What price the Fixed Term Parliaments Act? General elections now arrive like stacked up busses – three in four years and, who knows, maybe more lovely referendums in years to come.
But just in case this fact is not, in itself, turning your heart into a singing bird, here is some good news. All the manifestos are starting to say sensible things about the importance of design and process in the homes we build and the places we create. And this wasn’t the case a few years ago.
Of course, the heavy artillery of political debate is on tenure. Who owns homes and what you pay to whom to live there – the red meat of politics. You know the battle lines. Labour want to build 100,000 council homes a year and scrap Right to Buy. The Conservatives are about supporting home ownership, maintaining Right to Buy and extending Help to Buy. So far, so unsurprising. There would be big differences on who would build new homes under alternative versions of the future.
Tenure matters. However, so does the nature of place and how you create them. One recent study estimated that up to 40 per cent of our health outcomes might be the consequence of where we live, the air we breathe, how much we walk, our relationships with our neighbours, our levels of daily stress or pride. And feeling the victim of changes to your neighbourhood is also provably bad for your mental health. Whisper it quietly, but there may be an emerging consensus on the critical importance of co-creating better places for humans than we are managing to do at present.

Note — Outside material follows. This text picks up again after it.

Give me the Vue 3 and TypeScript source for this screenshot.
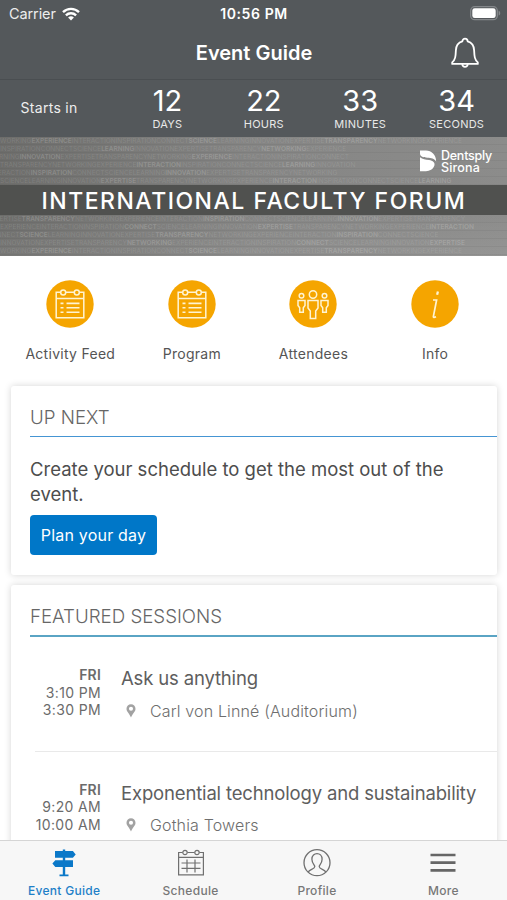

At any rate I hope so. Six years ago I chucked in my job to achieve that and set up the social enterprise Create Streets, which argues that new homes and places should be more popular, more beautiful, and developed in line with the clear evidence of the types of places which people like and where they want to live – and that neighbourhoods should have a far more effective voice in the design and delivery of new places. Real places with real centres and the gentle density of mansion blocks and terraced homes benefiting both from the advantages of greater density (more walking, knowing more of your neighbours, more sustainable energy usage) and also from the advantages of lower density (more space, cleaner air, less stress). People are healthier and happier in such places and leave a fainter environmental footprint. On the ground and in policy debate, we also very actively support empowered tenants and shared ownership. Co-design not consultation. Community-led housing wherever possible. A real sense of ‘agency’, not just of having a pile of brick boxes dropped on top of you.
But everyone, or nearly everyone, laughed. Those on the right, I was told, only cared about feathering the nests of their big developer friends or in a “bonfire of the regulations”. Those on the left, I was informed, only cared about maximising the number of social homes. Everything else was a middle-class distraction.
Well maybe most people do care about the quality of new places after all. At any rate politicians are beginning to assume it is worth talking about. Labour have pledged to create towns and cities which promote walking and cycling. Even more exciting, they promised to support street designs which encourage “physically active outdoor play”. If they went a step further and declared school streets – restricted traffic zones, outside schools – millions of parents of all political colours would cheer. Labour stress local community activity – above all consent on estate regeneration. Quite right.
If anything, the Conservatives go even further on this pledging to “support communities living on council estates who want to take ownership of the land and buildings they live in”. They also promise to let local areas set their own design standards for new development, “allowing residents a greater say on the style and design of development in their area, with local councils encouraged to build more beautiful architecture”. This reflects the interim report of the Building Better Building Beautiful Commission (which I co-chair) which was also, rather to everyone’s surprise, widely welcomed by bodies such as the Design Council, the RTPI and RIBA. Does a consensus threaten?
Elsewhere in their manifestos or policy pronouncements the parties support more cycling, streets trees and evince a consistent concern about high streets and may of the “left behind’ towns which are not sharing in the growth of prosperity of the last 30 years. Again, this is sensible stuff. Streets with trees on them are consistently associated with slower traffic, more walking, cleaner air and fewer accidents. And the widening prosperity gap between our cities and our towns will, I am certain, be one of the big themes of the next ten years.
Density, urban form and design matters. At Create Streets, we recently dropped a visual preference algorithm developed at the Turing Institute and trained by 1.5 million responses to over 200,000 images, into just under 19,000 streets and squares in six British cities. We found consistent patterns in the types of places people want to be by comparing the scores of the algorithm with the big data on our cities.
The same algorithm has also shown that, when people go about their daily lives, the act of moving to a more attractive place is linked to better happiness. These are uncertain days. If government and councils want to boost the wellbeing of a Brexit-perturbed populace the answer is staring them in the face. Ask what people find beautiful. Understand where they want to be, and why. You’ll get remarkable agreement from rich to poor, from north to south. And then support that though planning policy not inhuman streets, unsustainable drive-to cul-de sacs and walls of sheer glass.
Nicholas Boys Smith is the director of Create Streets.